6. The foraminous material of claim 3 in which 2-50 percent by weight of the aluminum is leached from the alloy and the material has a particle size of 20 mesh to 2.5 centimeters in diameter.

7. The method of hydrogenating cyclododecatriene to cyclododecane which comprises passing a feed mixture containing 5 to 20 percent by weight of cyclododecatriene and 80 to 95 percent by weight of cyclododecane with hydrogen over a nickel-containing foraminous catalyst material in accordance with claim 1 at the rate of 0.25 to 0.75 part by weight of feed mixture per part of catalyst per hour, at a temperature of 100.degree. to 250.degree. C. and a hydrogen pressure of 25 to 30 atmospheres.

8. The method of claim 7 in which the catalyst is in a fixed bed, is 2 to 10 mesh in size, and has had 5 to 25 percent by weight of the aluminum removed from the original alloy.

9. The method of hydrogenating 2-butyne-1,4-diol to 1,4-butanediol which comprises passing an aqueous feed containing, by weight, 20 to 70 percent butynediol and 30 to 80 percent water with hydrogen over a nickel-containing foraminous catalyst material in accordance with claim 1 at a hydrogen partial pressure of 150 to 400 atmospheres, a superficial gas velocity of at least 0.5 foot per minute at a temperature of 60.degree. to 150.degree. C. and a recycle to fresh feed ratio of 10:1 to 40:1.

10. The method of claim 9 in which the catalyst is in a fixed bed, is of 2 to 10 mesh in size, and has had 2 to 25 percent by weight of the aluminum removed from the original alloy.

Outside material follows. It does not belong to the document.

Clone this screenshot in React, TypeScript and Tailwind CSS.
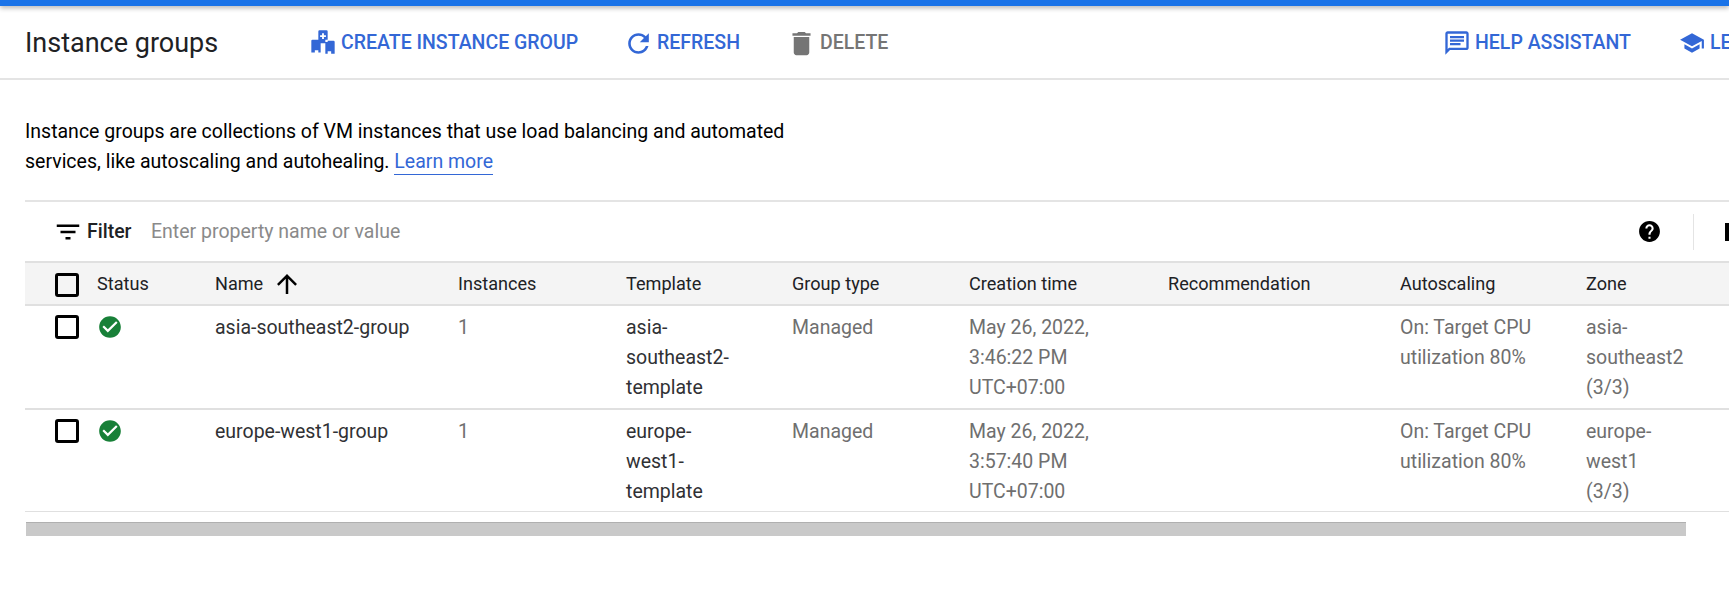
const P = {
  refresh: "M17.65 6.35C16.2 4.9 14.21 4 12 4c-4.42 0-7.99 3.58-7.99 8s3.57 8 7.99 8c3.73 0 6.84-2.55 7.73-6h-2.08c-.82 2.33-3.04 4-5.65 4-3.31 0-6-2.69-6-6s2.69-6 6-6c1.66 0 3.14.69 4.22 1.78L13 11h7V4l-2.35 2.35z",
  del: "M6 19c0 1.1.9 2 2 2h8c1.1 0 2-.9 2-2V7H6v12zM19 4h-3.5l-1-1h-5l-1 1H5v2h14V4z",
  school: "M5 13.18v4L12 21l7-3.82v-4L12 17l-7-3.82zM12 3L1 9l11 6 9-4.91V17h2V9L12 3z",
  help: "M12 2C6.48 2 2 6.48 2 12s4.48 10 10 10 10-4.48 10-10S17.52 2 12 2zm1 17h-2v-2h2v2zm2.07-7.75l-.9.92C13.45 12.9 13 13.5 13 15h-2v-.5c0-1.1.45-2.1 1.17-2.83l1.24-1.26c.37-.36.59-.86.59-1.41 0-1.1-.9-2-2-2s-2 .9-2 2H8c0-2.21 1.79-4 4-4s4 1.79 4 4c0 .88-.36 1.68-.93 2.25z",
  filter: "M10 18h4v-2h-4v2zM3 6v2h18V6H3zm3 7h12v-2H6v2z",
  up: "M4 12l1.41 1.41L11 7.83V20h2V7.83l5.58 5.59L20 12l-8-8-8 8z",
  ok: "M12 2C6.48 2 2 6.48 2 12s4.48 10 10 10 10-4.48 10-10S17.52 2 12 2zm-2 15l-5-5 1.41-1.41L10 14.17l7.59-7.59L19 8l-9 9z",
  chat: "M20 2H4c-1.1 0-2 .9-2 2v18l4-4h14c1.1 0 2-.9 2-2V4c0-1.1-.9-2-2-2zm0 14H5.17L4 17.17V4h16v12zM6 12h9v2H6v-2zm0-3h12v2H6V9zm0-3h12v2H6V6z",
  create: "M9 2h6a1 1 0 0 1 1 1v7h-2v2h2v-1h5a1 1 0 0 1 1 1v10h-3v-2h-3v2h-2V13h-4v8H8v-2H5v2H2V11a1 1 0 0 1 1-1h5V3a1 1 0 0 1 1-1zm2.2 2.6v1.7H9.5v1.4h1.7v1.7h1.6V7.7h1.7V6.3h-1.7V4.6h-1.6z",
};

function Ic({ d, className }: { d: string; className: string }) {
  return (
    <svg viewBox="0 0 24 24" fill="currentColor" className={className}>
      <path d={d} fillRule="evenodd" />
    </svg>
  );
}

function Box() {
  return <div className="w-[24px] h-[24px] border-[3px] border-black rounded-[3px]" />;
}

function ToolBtn({ d, label, cls, iconCls }: { d: string; label: string; cls: string; iconCls: string }) {
  return (
    <div className={`flex items-center shrink-0 whitespace-nowrap ${cls}`}>
      <Ic d={d} className={iconCls} />
      <span className="text-[19.5px] font-medium">{label}</span>
    </div>
  );
}

const rows = [
  {
    name: "asia-southeast2-group",
    tpl: ["asia-", "southeast2-", "template"],
    time: "3:46:22 PM",
    zone: ["asia-", "southeast2", "(3/3)"],
    h: "h-[104px]",
    border: "border-b-2 border-[#e0e0e0]",
  },
  {
    name: "europe-west1-group",
    tpl: ["europe-", "west1-", "template"],
    time: "3:57:40 PM",
    zone: ["europe-", "west1", "(3/3)"],
    h: "h-[102px]",
    border: "border-b border-[#e0e0e0]",
  },
];

const Lines = ({ items }: { items: string[] }) => (
  <>
    {items.map((t) => (
      <div key={t}>{t}</div>
    ))}
  </>
);

export default function App() {
  return (
    <div className="w-[1729px] h-[598px] overflow-hidden bg-white font-['Roboto',sans-serif] text-[#202124]">
      <div className="h-[6px] bg-[#1a73e8] shadow-[0_2px_5px_rgba(0,0,0,0.3)] relative" />
      <div className="h-[74px] pt-[2px] border-b-2 border-[#e4e4e4] flex items-center pl-[25px] overflow-hidden">
        <div className="w-[284px] shrink-0 text-[27px] whitespace-nowrap leading-none">Instance groups</div>
        <ToolBtn d={P.create} label="CREATE INSTANCE GROUP" cls="text-[#3367d6] w-[314px]" iconCls="w-[28px] h-[28px] mr-[4px] -mt-[2px]" />
        <ToolBtn d={P.refresh} label="REFRESH" cls="text-[#3367d6] w-[163px]" iconCls="w-[31px] h-[31px] mr-[3px]" />
        <ToolBtn d={P.del} label="DELETE" cls="text-[#757575] w-[657px]" iconCls="w-[31px] h-[31px] mr-[3px]" />
        <ToolBtn d={P.chat} label="HELP ASSISTANT" cls="text-[#3367d6] w-[236px]" iconCls="w-[28px] h-[28px] mr-[4px]" />
        <ToolBtn d={P.school} label="LEARN" cls="text-[#3367d6]" iconCls="w-[26px] h-[26px] mr-[5px]" />
      </div>

      <div className="pl-[25px] pt-[37px] text-[19.5px] leading-[30px] text-[#000000] h-[120px]">
        <div>Instance groups are collections of VM instances that use load balancing and automated</div>
        <div>
          services, like autoscaling and autohealing.{" "}
          <span className="text-[#3367d6] border-b border-[#3367d6] pb-[1px]">Learn more</span>
        </div>
      </div>

      <div className="ml-[25px] border-t-2 border-[#e4e4e4] h-[61px] flex items-center overflow-hidden">
        <Ic d={P.filter} className="w-[30px] h-[30px] ml-[28px] text-[#000] shrink-0" />
        <span className="ml-[4px] w-[44px] text-[19.5px] font-medium shrink-0">Filter</span>
        <span className="ml-[20px] text-[19.5px] text-[#8a8a8a] w-[1460px] shrink-0">Enter property name or value</span>
        <Ic d={P.help} className="w-[25px] h-[25px] text-black shrink-0 ml-[26px]" />
        <div className="ml-[31px] w-px h-[36px] bg-[#e4e4e4] shrink-0" />
        <div className="ml-[31px] w-[6px] h-[18px] bg-black shrink-0" />
      </div>

      <div className="ml-[25px] w-[1704px]">
        <div className="h-[45px] bg-[#f4f4f4] border-y-2 border-[#e0e0e0] flex items-center text-[18.1px] font-normal text-[#202124] whitespace-nowrap [&>div]:shrink-0">
          <div className="w-[72px] pl-[30px] pt-[2px]"><Box /></div>
          <div className="w-[118px]">Status</div>
          <div className="w-[243px] flex items-center">
            Name
            <Ic d={P.up} className="w-[30px] h-[30px] ml-[9px] text-black" />
          </div>
          <div className="w-[168px]">Instances</div>
          <div className="w-[166px]">Template</div>
          <div className="w-[177px]">Group type</div>
          <div className="w-[199px]">Creation time</div>
          <div className="w-[232px]">Recommendation</div>
          <div className="w-[186px]">Autoscaling</div>
          <div className="w-[143px]">Zone</div>
        </div>
        {rows.map((r) => (
          <div key={r.name} className={`${r.h} ${r.border} flex pt-[7px] text-[19.5px] leading-[30px] text-[#6f6f6f] [&>div]:shrink-0`}>
            <div className="w-[72px] pl-[30px] pt-[2px]"><Box /></div>
            <div className="w-[118px] pt-[1px]"><Ic d={P.ok} className="w-[26px] h-[26px] text-[#188038]" /></div>
            <div className="w-[243px] text-[#303134]">{r.name}</div>
            <div className="w-[168px]">1</div>
            <div className="w-[166px] text-[#303134]"><Lines items={r.tpl} /></div>
            <div className="w-[177px]">Managed</div>
            <div className="w-[199px]"><Lines items={["May 26, 2022,", r.time, "UTC+07:00"]} /></div>
            <div className="w-[232px]" />
            <div className="w-[186px]"><Lines items={["On: Target CPU", "utilization 80%"]} /></div>
            <div className="w-[143px]"><Lines items={r.zone} /></div>
          </div>
        ))}
        <div className="ml-px mt-[10px] w-[1660px] h-[14px] bg-[#c9c9c9] border-t border-[#b0b0b0]" />
      </div>
    </div>
  );
}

11. The method of hydrogenating alkyl anthraquinone to alkyl anthrahydroquinone which comprises reacting a solvent slurry containing alkylated anthraquinone, alkylated hydroanthraquinone and a nickel-containing foraminous catalyst material in accordance with claim 1 with hydrogen at atmospheric to slightly elevated pressure and at a temperature of 25.degree. to 50.degree. C.

12. The method of claim 11 in which the alkylated anthraquinone is selected from the group consisting of 2-ethylanthraquinone, 2-tert.-butylanthraquinone, 2-amyl-anthraquinone, tetrahydro derivatives thereof, and mixtures thereof.